Asap juga terlihat dari Universitas Pedro de Valvidia. Belum diketahui apakah para demonstran yang menyalakan api disana. Otoritas berwenang mengaku masih menyelidiki kasus ini.
Unjuk rasa Chile meletup pertama kali pada 6 Oktober 2019 menyoroti tingginya kesenjangan sosial. Sumber: REUTERS/Ivan Alvarado
Laporan televisi lokal menyebut terjadi serangan di tempat-tempat usaha di beberapa area di Ibu Kota Santiago. Sebuah kantor pencatatan sipil terbakar.
Unjuk rasa di Chile dalam 22 hari terakhir sebagian besar berjalan damai, namun beberapa demonstrasi berujung dengan tindak kekerasan. Para demonstran melempar batu ke arah aparat kepolisian yang dibalas dengan tembakan gas air mata dan Meriam air.
Unjuk rasa memprotes kesenjangan sosial ini setidaknya telah menewaskan 20 orang. Palang Merah Chile memperkirakan 2.500 orang mengalami luka-luka. Gelombang protes juga telah membuat acara pertemuan internasional di Ibu Kota Santiago dibatalkan.

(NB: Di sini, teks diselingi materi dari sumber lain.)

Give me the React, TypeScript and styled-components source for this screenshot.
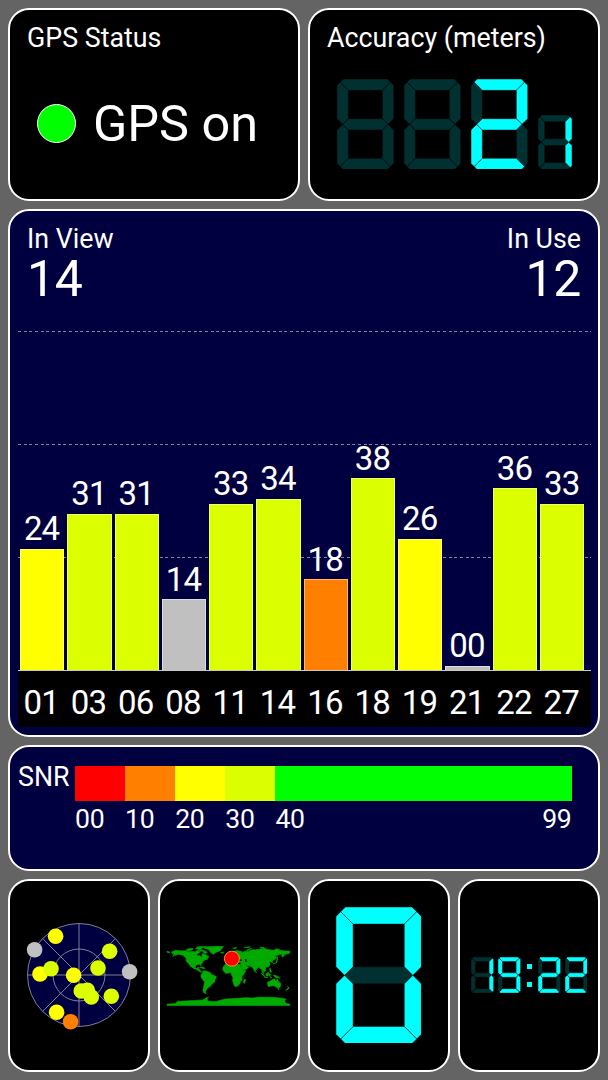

Sebagian besar demonstran mengutarakan mereka muak dengan model perekonomian neoliberal yang telah membuat Chile menjadi negara paling makmur di Kawasan Amerika Latin dan sistem pendidikan yang dicampur antara swasta dan negeri. Namun segala kemewahan itu yang kelompok minoritas yang mampu membayarnya.
Banyak warga Chile mengaku harus menunggu sampai setahun hanya untuk bisa berobat ke dokter spesialis. Beberapa keluarga harus menunggu pemakaman sampai berbulan-bulan orang yang mereka kasihi.